▸ TASK PROMPT
Skip any picture you find and retype all the remaining lines exactly.
+ + + + +
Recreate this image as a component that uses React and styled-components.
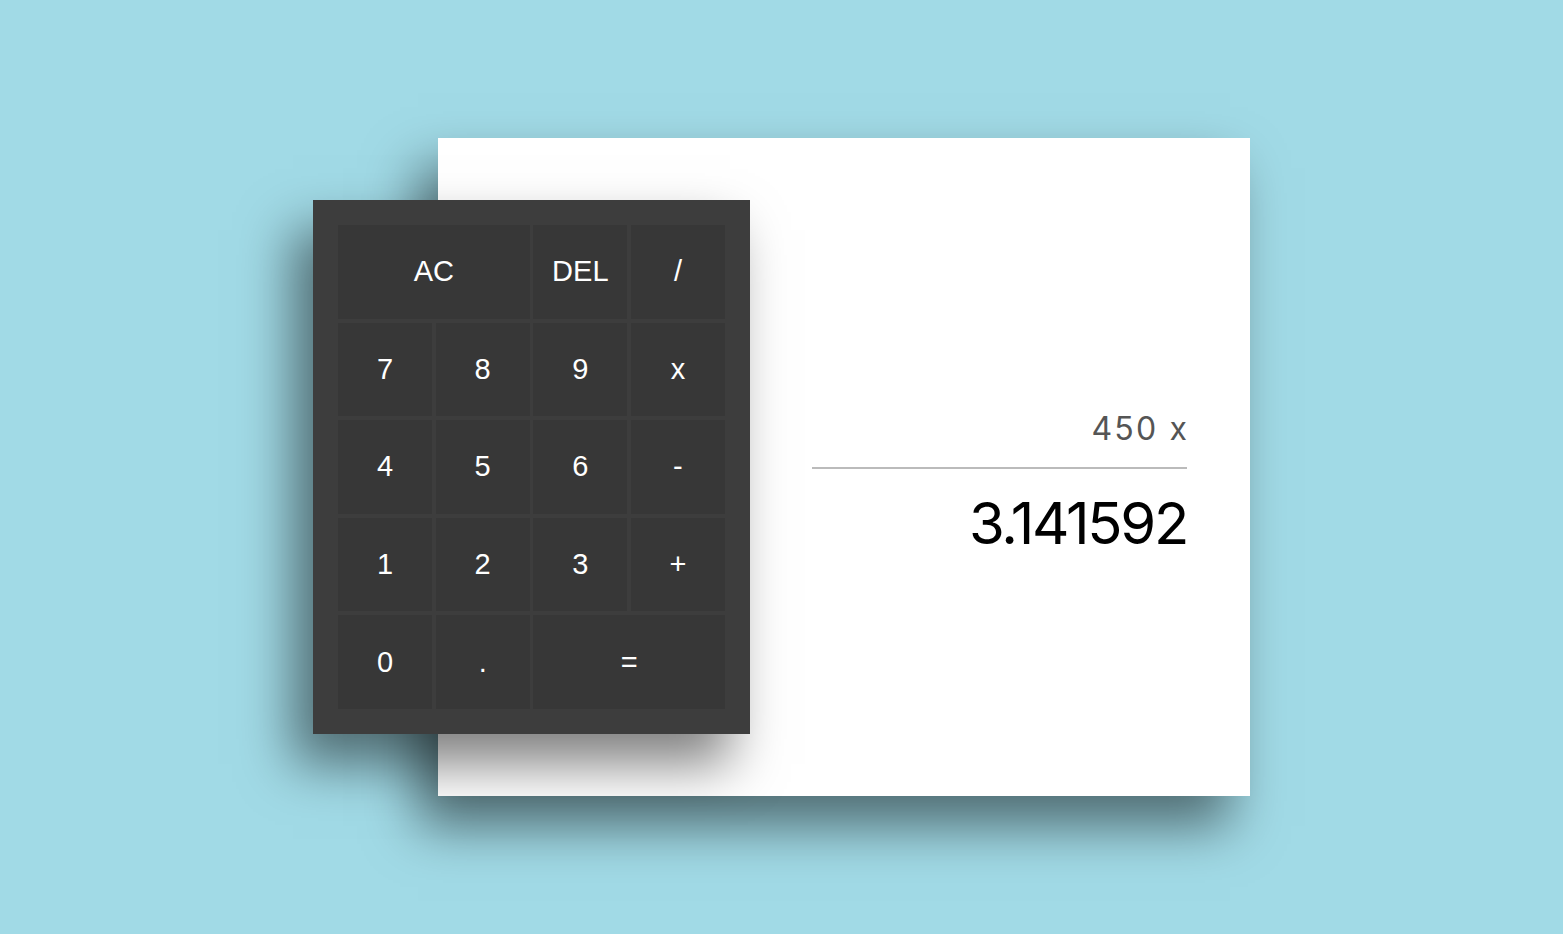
import React from "react";
import styled, { createGlobalStyle } from "styled-components";

const Global = createGlobalStyle`
  * { box-sizing: border-box; }
  html, body { margin: 0; padding: 0; }
  body {
    background: #a1dae6;
    font-family: "Liberation Sans", Arial, sans-serif;
  }
`;

const Page = styled.main`
  min-height: 100vh;
  display: flex;
  align-items: center;
  justify-content: center;
`;

const Stage = styled.div`
  display: flex;
  align-items: center;
`;

const shadow = "-20px 30px 50px rgba(0, 0, 0, 0.5)";

const Keypad = styled.div`
  position: relative;
  z-index: 2;
  width: 437px;
  height: 534px;
  padding: 25px;
  background: #3d3d3d;
  box-shadow: ${shadow};
  display: grid;
  grid-template-columns: repeat(4, 1fr);
  grid-template-rows: repeat(5, 1fr);
  gap: 4px 3.5px;
`;

const Key = styled.button`
  grid-column: span ${(p) => p.$span || 1};
  border: none;
  margin: 0;
  padding: 0;
  background: #373737;
  color: #ffffff;
  font-family: "Liberation Sans", Arial, sans-serif;
  font-size: 29px;
  cursor: pointer;
  outline: none;
`;

const Card = styled.section`
  position: relative;
  z-index: 1;
  margin-left: -312px;
  width: 812px;
  height: 658px;
  background: #ffffff;
  box-shadow: ${shadow};
  display: flex;
  align-items: center;
  justify-content: flex-end;
  padding: 31px 63px 0 0;
`;

const Display = styled.div`
  width: 375px;
  display: flex;
  flex-direction: column;
  align-items: stretch;
  text-align: right;
  font-family: "Inter", "Open Sans", sans-serif;
`;

const Previous = styled.div`
  color: #555555;
  font-size: 32px;
  line-height: 1;
  letter-spacing: 2.2px;
  padding-bottom: 22px;
  border-bottom: 2px solid #bbbbbb;
  & > span {
    margin-right: -2.2px;
  }
`;

const Current = styled.div`
  color: #000000;
  font-size: 58px;
  line-height: 1;
  padding-top: 25px;
  letter-spacing: -2.3px;
  & > span {
    margin-right: 0;
  }
`;

const keys = [
  { label: "AC", span: 2 },
  { label: "DEL" },
  { label: "/" },
  { label: "7" },
  { label: "8" },
  { label: "9" },
  { label: "x" },
  { label: "4" },
  { label: "5" },
  { label: "6" },
  { label: "-" },
  { label: "1" },
  { label: "2" },
  { label: "3" },
  { label: "+" },
  { label: "0" },
  { label: "." },
  { label: "=", span: 2 },
];

export default function App() {
  return (
    <>
      <Global />
      <Page>
        <Stage>
          <Keypad>
            {keys.map((k) => (
              <Key key={k.label} $span={k.span}>
                {k.label}
              </Key>
            ))}
          </Keypad>
          <Card>
            <Display>
              <Previous>
                <span>450 x</span>
              </Previous>
              <Current>
                <span>3.141592</span>
              </Current>
            </Display>
          </Card>
        </Stage>
      </Page>
    </>
  );
}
+ + + + +
▸ OUTPUT FOR THIS EXERCISE
Recreate this image as a component that uses React and styled-components.
import React from "react";
import styled, { createGlobalStyle } from "styled-components";

const Global = createGlobalStyle`
  * { box-sizing: border-box; }
  html, body { margin: 0; padding: 0; }
  body {
    background: #a1dae6;
    font-family: "Liberation Sans", Arial, sans-serif;
  }
`;

const Page = styled.main`
  min-height: 100vh;
  display: flex;
  align-items: center;
  justify-content: center;
`;

const Stage = styled.div`
  display: flex;
  align-items: center;
`;

const shadow = "-20px 30px 50px rgba(0, 0, 0, 0.5)";

const Keypad = styled.div`
  position: relative;
  z-index: 2;
  width: 437px;
  height: 534px;
  padding: 25px;
  background: #3d3d3d;
  box-shadow: ${shadow};
  display: grid;
  grid-template-columns: repeat(4, 1fr);
  grid-template-rows: repeat(5, 1fr);
  gap: 4px 3.5px;
`;

const Key = styled.button`
  grid-column: span ${(p) => p.$span || 1};
  border: none;
  margin: 0;
  padding: 0;
  background: #373737;
  color: #ffffff;
  font-family: "Liberation Sans", Arial, sans-serif;
  font-size: 29px;
  cursor: pointer;
  outline: none;
`;

const Card = styled.section`
  position: relative;
  z-index: 1;
  margin-left: -312px;
  width: 812px;
  height: 658px;
  background: #ffffff;
  box-shadow: ${shadow};
  display: flex;
  align-items: center;
  justify-content: flex-end;
  padding: 31px 63px 0 0;
`;

const Display = styled.div`
  width: 375px;
  display: flex;
  flex-direction: column;
  align-items: stretch;
  text-align: right;
  font-family: "Inter", "Open Sans", sans-serif;
`;

const Previous = styled.div`
  color: #555555;
  font-size: 32px;
  line-height: 1;
  letter-spacing: 2.2px;
  padding-bottom: 22px;
  border-bottom: 2px solid #bbbbbb;
  & > span {
    margin-right: -2.2px;
  }
`;

const Current = styled.div`
  color: #000000;
  font-size: 58px;
  line-height: 1;
  padding-top: 25px;
  letter-spacing: -2.3px;
  & > span {
    margin-right: 0;
  }
`;

const keys = [
  { label: "AC", span: 2 },
  { label: "DEL" },
  { label: "/" },
  { label: "7" },
  { label: "8" },
  { label: "9" },
  { label: "x" },
  { label: "4" },
  { label: "5" },
  { label: "6" },
  { label: "-" },
  { label: "1" },
  { label: "2" },
  { label: "3" },
  { label: "+" },
  { label: "0" },
  { label: "." },
  { label: "=", span: 2 },
];

export default function App() {
  return (
    <>
      <Global />
      <Page>
        <Stage>
          <Keypad>
            {keys.map((k) => (
              <Key key={k.label} $span={k.span}>
                {k.label}
              </Key>
            ))}
          </Keypad>
          <Card>
            <Display>
              <Previous>
                <span>450 x</span>
              </Previous>
              <Current>
                <span>3.141592</span>
              </Current>
            </Display>
          </Card>
        </Stage>
      </Page>
    </>
  );
}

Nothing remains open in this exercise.